Ein Beispiel für eine Situation unvollständiger Information kann die Zinspolitik der Zentralbank sein. Sind Unternehmen und Finanzmärkte nicht genau über die Präferenzen einer Zentralbank hinsichtlich der Balance von Inflation und Arbeitslosigkeit informiert, ist die Zinspolitik ungewiss. Mit den von Harsanyi eingeführten Methoden können die Interaktionen zwischen der Entstehung von Erwartungen und der Politik der Zentralbank untersucht werden. Im einfachsten Fall kann die Zentralbank einem von zwei Typen, mit den dazu gehörigen Wahrscheinlichkeiten, angehören. Entweder strebt sie eine geringe Inflation an und ist zu einer restriktiven Politik mit höheren Zinsen bereit, oder sie versucht, die Arbeitslosigkeit mit niedrigeren Zinsen zu bekämpfen. Ähnliche Methoden können auch bei der Regulierung von Monopolisten angewandt werden. Hier stellt sich die Frage: Welche Regeln oder Verträge ein angestrebtes Ergebnis bewirken, wenn der regulierenden Instanz keine vollständigen Informationen über die Kosten des Unternehmens vorliegen?

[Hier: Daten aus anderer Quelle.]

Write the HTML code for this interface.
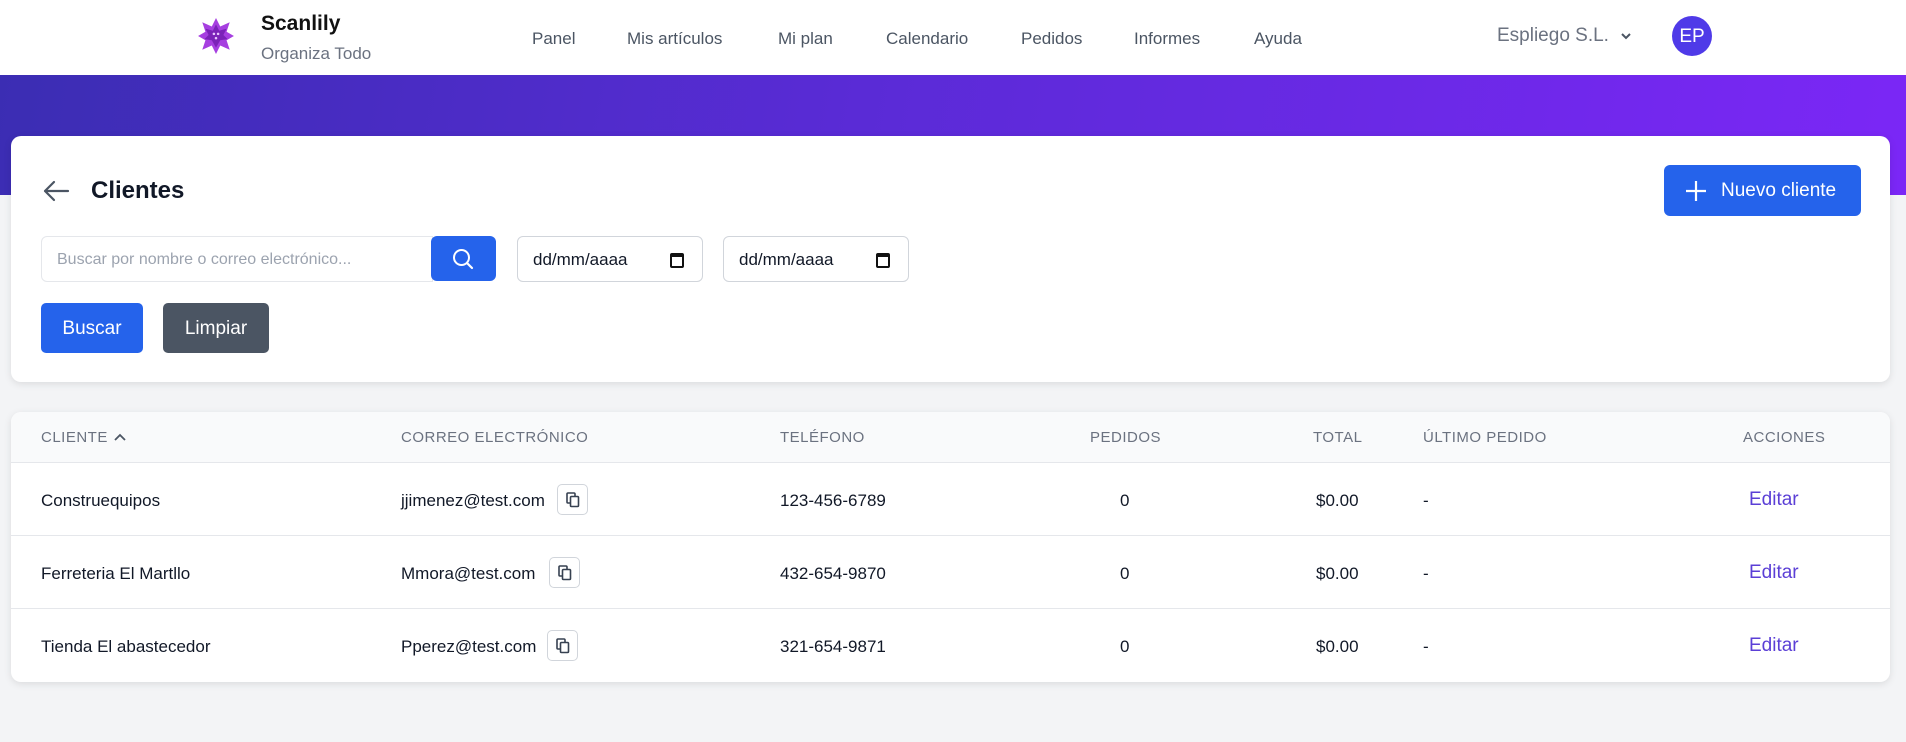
<!DOCTYPE html>
<html><head><meta charset="utf-8"><style>
*{box-sizing:border-box;margin:0;padding:0}
body{width:1906px;height:742px;background:#f3f4f6;font-family:"Liberation Sans",sans-serif;position:relative;overflow:hidden;color:#111827}
.abs{position:absolute}
.hdr{left:0;top:0;width:1906px;height:75px;background:#fff}
.grad{left:0;top:75px;width:1906px;height:120px;background:linear-gradient(100deg,#3b2db3 0%,#5a2bd6 45%,#7b27f6 100%)}
.nav{top:29px;font-size:17px;color:#4b5563}
.card{background:#fff;border-radius:10px;box-shadow:0 2px 8px rgba(0,0,0,.1)}
.th{top:429px;font-size:15px;color:#6b7280;letter-spacing:.5px}
.td{font-size:17px;color:#111827}
.copy{width:31px;height:31px;border:1px solid #d1d5db;border-radius:5px;background:#fff}
.ed{color:#5b3fd6;font-size:19px}
</style></head><body>
<div class="abs hdr"></div>
<svg class="abs" style="left:197px;top:17px" width="38" height="38" viewBox="0 0 36 36">
<polygon points="18,1 22,9 31,5 28,14 35,18 28,22 31,31 22,27 18,35 14,27 5,31 8,22 1,18 8,14 5,5 14,9" fill="#a63fe0"/>
<polygon points="18,7 21,13 28,11 25,17 29,21 22,22 18,29 14,22 7,21 11,17 8,11 15,13" fill="#7b22b8"/>
<circle cx="16" cy="16" r="1.2" fill="#e9c5ff"/><circle cx="20" cy="16" r="1.2" fill="#e9c5ff"/><circle cx="18" cy="20" r="1.2" fill="#e9c5ff"/></svg>
<div class="abs" style="left:261px;top:12px;font-size:21px;font-weight:bold;color:#111">Scanlily</div>
<div class="abs" style="left:261px;top:44px;font-size:17px;color:#6b7280">Organiza Todo</div>
<div class="abs nav" style="left:532px">Panel</div>
<div class="abs nav" style="left:627px">Mis artículos</div>
<div class="abs nav" style="left:778px">Mi plan</div>
<div class="abs nav" style="left:886px">Calendario</div>
<div class="abs nav" style="left:1021px">Pedidos</div>
<div class="abs nav" style="left:1134px">Informes</div>
<div class="abs nav" style="left:1254px">Ayuda</div>
<div class="abs" style="left:1497px;top:25px;font-size:19px;color:#6b7280">Espliego S.L.</div>
<svg class="abs" style="left:1620px;top:31px" width="12" height="10"><path d="M2 3l4 4 4-4" stroke="#4b5563" stroke-width="2" fill="none"/></svg>
<div class="abs" style="left:1672px;top:16px;width:40px;height:40px;border-radius:50%;background:#4f3ae8;color:#fff;font-size:19px;text-align:center;line-height:42px">EP</div>
<div class="abs grad"></div>

<div class="abs card" style="left:11px;top:136px;width:1879px;height:246px"></div>
<svg class="abs" style="left:42px;top:179px" width="28" height="24" viewBox="0 0 28 24"><path d="M26 12H3M12 3L3 12l9 9" stroke="#4b5563" stroke-width="2.2" fill="none" stroke-linecap="round" stroke-linejoin="round"/></svg>
<div class="abs" style="left:91px;top:177px;font-size:24px;font-weight:bold;color:#111827">Clientes</div>
<div class="abs" style="left:1664px;top:165px;width:197px;height:51px;background:#2563eb;border-radius:6px;color:#fff;font-size:19px;line-height:52px;padding-left:57px">Nuevo cliente</div>
<svg class="abs" style="left:1685px;top:180px" width="22" height="22"><path d="M11 1v20M1 11h20" stroke="#fff" stroke-width="2.2"/></svg>
<div class="abs" style="left:41px;top:236px;width:392px;height:46px;border:1px solid #e5e7eb;border-radius:6px 0 0 6px;font-size:16px;color:#9ca3af;line-height:45px;padding-left:15px">Buscar por nombre o correo electrónico...</div>
<div class="abs" style="left:431px;top:236px;width:65px;height:45px;background:#2563eb;border-radius:6px"></div>
<svg class="abs" style="left:451px;top:247px" width="24" height="24"><circle cx="10.5" cy="10.5" r="7.5" stroke="#fff" stroke-width="2" fill="none"/><path d="M16 16l5 5" stroke="#fff" stroke-width="2.2" stroke-linecap="round"/></svg>
<div class="abs" style="left:517px;top:236px;width:186px;height:46px;border:1px solid #d1d5db;border-radius:6px;font-size:17px;line-height:46px;padding-left:15px">dd/mm/aaaa</div>
<div class="abs" style="left:723px;top:236px;width:186px;height:46px;border:1px solid #d1d5db;border-radius:6px;font-size:17px;line-height:46px;padding-left:15px">dd/mm/aaaa</div>
<svg class="abs" style="left:669px;top:251px" width="16" height="18"><rect x="2" y="3" width="12" height="13" rx="1" stroke="#111" stroke-width="2" fill="none"/><rect x="2" y="3" width="12" height="3" fill="#111"/></svg>
<svg class="abs" style="left:875px;top:251px" width="16" height="18"><rect x="2" y="3" width="12" height="13" rx="1" stroke="#111" stroke-width="2" fill="none"/><rect x="2" y="3" width="12" height="3" fill="#111"/></svg>
<div class="abs" style="left:41px;top:303px;width:102px;height:50px;background:#2563eb;border-radius:5px;color:#fff;font-size:19px;text-align:center;line-height:52px">Buscar</div>
<div class="abs" style="left:163px;top:303px;width:106px;height:50px;background:#4b5563;border-radius:5px;color:#fff;font-size:19px;text-align:center;line-height:52px">Limpiar</div>

<div class="abs card" style="left:11px;top:412px;width:1879px;height:270px;overflow:hidden">
<div style="height:51px;background:#f9fafb;border-bottom:1px solid #e5e7eb"></div>
<div style="height:73px;border-bottom:1px solid #e5e7eb"></div>
<div style="height:73px;border-bottom:1px solid #e5e7eb"></div>
</div>
<div class="abs th" style="left:41px">CLIENTE</div>
<svg class="abs" style="left:113px;top:432px" width="14" height="10"><path d="M2 8l5-5 5 5" stroke="#4b5563" stroke-width="1.8" fill="none"/></svg>
<div class="abs th" style="left:401px">CORREO ELECTRÓNICO</div>
<div class="abs th" style="left:780px">TELÉFONO</div>
<div class="abs th" style="left:1090px">PEDIDOS</div>
<div class="abs th" style="left:1313px">TOTAL</div>
<div class="abs th" style="left:1423px">ÚLTIMO PEDIDO</div>
<div class="abs th" style="left:1743px">ACCIONES</div>

<div class="abs td" style="left:41px;top:491px">Construequipos</div>
<div class="abs td" style="left:401px;top:491px">jjimenez@test.com</div>
<div class="abs copy" style="left:557px;top:484px"></div>
<div class="abs td" style="left:780px;top:491px">123-456-6789</div>
<div class="abs td" style="left:1120px;top:491px">0</div>
<div class="abs td" style="left:1316px;top:491px">$0.00</div>
<div class="abs td" style="left:1423px;top:491px">-</div>
<div class="abs ed" style="left:1749px;top:489px">Editar</div>

<div class="abs td" style="left:41px;top:564px">Ferreteria El Martllo</div>
<div class="abs td" style="left:401px;top:564px">Mmora@test.com</div>
<div class="abs copy" style="left:549px;top:557px"></div>
<div class="abs td" style="left:780px;top:564px">432-654-9870</div>
<div class="abs td" style="left:1120px;top:564px">0</div>
<div class="abs td" style="left:1316px;top:564px">$0.00</div>
<div class="abs td" style="left:1423px;top:564px">-</div>
<div class="abs ed" style="left:1749px;top:562px">Editar</div>

<div class="abs td" style="left:41px;top:637px">Tienda El abastecedor</div>
<div class="abs td" style="left:401px;top:637px">Pperez@test.com</div>
<div class="abs copy" style="left:547px;top:630px"></div>
<div class="abs td" style="left:780px;top:637px">321-654-9871</div>
<div class="abs td" style="left:1120px;top:637px">0</div>
<div class="abs td" style="left:1316px;top:637px">$0.00</div>
<div class="abs td" style="left:1423px;top:637px">-</div>
<div class="abs ed" style="left:1749px;top:635px">Editar</div>

<svg class="abs" style="left:566px;top:492px" width="14" height="16"><rect x="1" y="1" width="8" height="10" rx="1" stroke="#374151" stroke-width="1.6" fill="none"/><rect x="4.5" y="4.5" width="8" height="10" rx="1" stroke="#374151" stroke-width="1.6" fill="#fff"/></svg>
<svg class="abs" style="left:558px;top:565px" width="14" height="16"><rect x="1" y="1" width="8" height="10" rx="1" stroke="#374151" stroke-width="1.6" fill="none"/><rect x="4.5" y="4.5" width="8" height="10" rx="1" stroke="#374151" stroke-width="1.6" fill="#fff"/></svg>
<svg class="abs" style="left:556px;top:638px" width="14" height="16"><rect x="1" y="1" width="8" height="10" rx="1" stroke="#374151" stroke-width="1.6" fill="none"/><rect x="4.5" y="4.5" width="8" height="10" rx="1" stroke="#374151" stroke-width="1.6" fill="#fff"/></svg>
</body></html>
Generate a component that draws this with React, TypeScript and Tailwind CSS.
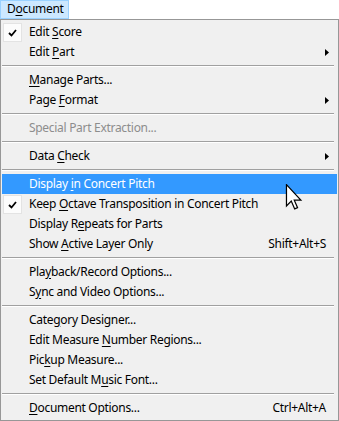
import React from "react";

type Item =
  | { sep: true }
  | {
      sep?: false;
      label: React.ReactNode;
      checked?: boolean;
      disabled?: boolean;
      active?: boolean;
      sub?: boolean;
      keys?: string;
    };

const U = ({ children }: { children: React.ReactNode }) => <span className="underline underline-offset-[2px]">{children}</span>;

const items: Item[] = [
  { label: <>Edit <U>S</U>core</>, checked: true },
  { label: <>Edit <U>P</U>art</>, sub: true },
  { sep: true },
  { label: <><U>M</U>anage Parts...</> },
  { label: <>Page <U>F</U>ormat</>, sub: true },
  { sep: true },
  { label: <>Special Part Extraction...</>, disabled: true },
  { sep: true },
  { label: <>Data <U>C</U>heck</>, sub: true },
  { sep: true },
  { label: <>Display <U>i</U>n Concert Pitch</>, active: true },
  { label: <>Keep <U>O</U>ctave Transposition in Concert Pitch</>, checked: true },
  { label: <>Display R<U>e</U>peats for Parts</> },
  { label: <>Show <U>A</U>ctive Layer Only</>, keys: "Shift+Alt+S" },
  { sep: true },
  { label: <>Pla<U>y</U>back/Record Options...</> },
  { label: <>S<U>y</U>nc and Video Options...</> },
  { sep: true },
  { label: <>Cate<U>g</U>ory Designer...</> },
  { label: <>Edit Measure <U>N</U>umber Regions...</> },
  { label: <>Pic<U>k</U>up Measure...</> },
  { label: <>Set Default M<U>u</U>sic Font...</> },
  { sep: true },
  { label: <><U>D</U>ocument Options...</>, keys: "Ctrl+Alt+A" },
];

function Check() {
  return (
    <div className="absolute left-[1px] top-[1px] w-[19px] h-[19px] bg-[#fcfcfc] border border-[#e3e3e3] flex items-center justify-center">
      <svg width="9" height="8" viewBox="0 0 9 8">
        <path d="M1 4 L3.5 6.5 L8 1" fill="none" stroke="#000" strokeWidth="1.8" />
      </svg>
    </div>
  );
}

function Arrow() {
  return (
    <svg width="4" height="7" viewBox="0 0 4 7" className="absolute right-[8px] top-[7px]">
      <path d="M0 0 L4 3.5 L0 7 Z" fill="#000" />
    </svg>
  );
}

export default function App() {
  return (
    <div className="w-[339px] h-[421px] bg-white relative overflow-hidden text-[12px] tracking-[-0.3px] text-black" style={{ fontFamily: '"Noto Sans", sans-serif' }}>
      <div className="h-[19px]">
        <div className="h-[19px] w-[69px] bg-[#cce8ff] border border-[#99d1ff] pl-[6px] leading-[16px]">
          D<U>o</U>cument
        </div>
      </div>
      <div className="w-[339px] h-[402px] border border-[#979797] bg-[#f0f0f0] py-[2px] px-[1px]">
        {items.map((it, i) =>
          it.sep ? (
            <div key={i} className="h-[8px] pt-[3px] pr-[3px]">
              <div className="h-[1px] bg-[#a0a0a0]" />
              <div className="h-[1px] bg-white" />
            </div>
          ) : (
            <div
              key={i}
              className={
                "relative h-[20px] flex items-center pl-[27px] pr-[11px] " +
                (it.active ? "bg-[#3399ff] text-white " : "") +
                (it.disabled ? "text-[#8d8d8d] " : "")
              }
            >
              {it.checked && <Check />}
              <span className="flex-1 whitespace-nowrap">{it.label}</span>
              {it.keys && <span className="whitespace-nowrap">{it.keys}</span>}
              {it.sub && <Arrow />}
            </div>
          )
        )}
      </div>
      <svg width="18" height="26" viewBox="0 0 12 19" className="absolute left-[285px] top-[184px]">
        <path d="M0.5 0.5 L0.5 16 L4 12.5 L6.5 18.2 L8.6 17.3 L6.2 11.8 L11 11.8 Z" fill="#fff" stroke="#000" strokeWidth="0.9" strokeLinejoin="miter" />
      </svg>
    </div>
  );
}
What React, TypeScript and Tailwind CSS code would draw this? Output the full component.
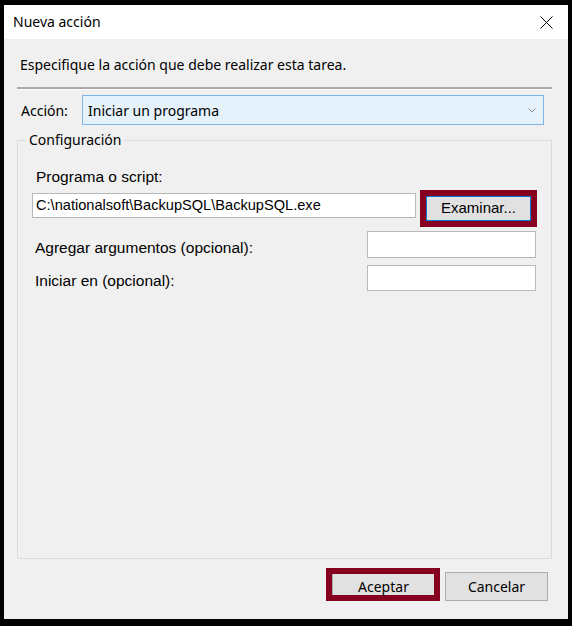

Weitere Beiträge der Nobelpreisträger
Abgesehen von seinen Beiträgen zur nicht-kooperativen Spieltheorie hat John Nash eine grundsätzliche Lösung für kooperative Spiele entwickelt, die gewöhnlich als Nash-Verhandlungslösung bezeichnet wird und in verschiedenen Zweigen der Wirtschaftstheorie angewandt wurde. Ferner initiierte er das sogennante Nash-Programm, ein Forschungsprogramm, das darauf abzielte, die kooperative Spieltheorie auf die Ergebnisse der nicht-kooperativen Spieltheorie zu gründen. Reinhard Selten hat desweiteren zentrale neue Erkenntnisse über evolutionäre Spiele und die experimentelle Spieltheorie vorgestellt. John Harsanyi hat zudem bedeutende Beiträge zu den Grundlagen der Wohlfahrtsökonomie und dem Zusammenhang von Ökonomie und Moralphilosophie geleistet. Harsanyi und Selten arbeiten seit mehr als zwanzig Jahren eng zusammen.
Aufgrund ihrer Beiträge zur Gleichgewichtsanalyse in der nicht-kooperativen Spieltheorie stellen die drei Nobelpreisträger eine natürliche Kombination dar: Nash legte die Grundlagen der Analyse; Selten entwickelte sie im Problemfeld der Dynamik weiter, und Harsanyi in dem unvollständiger Information.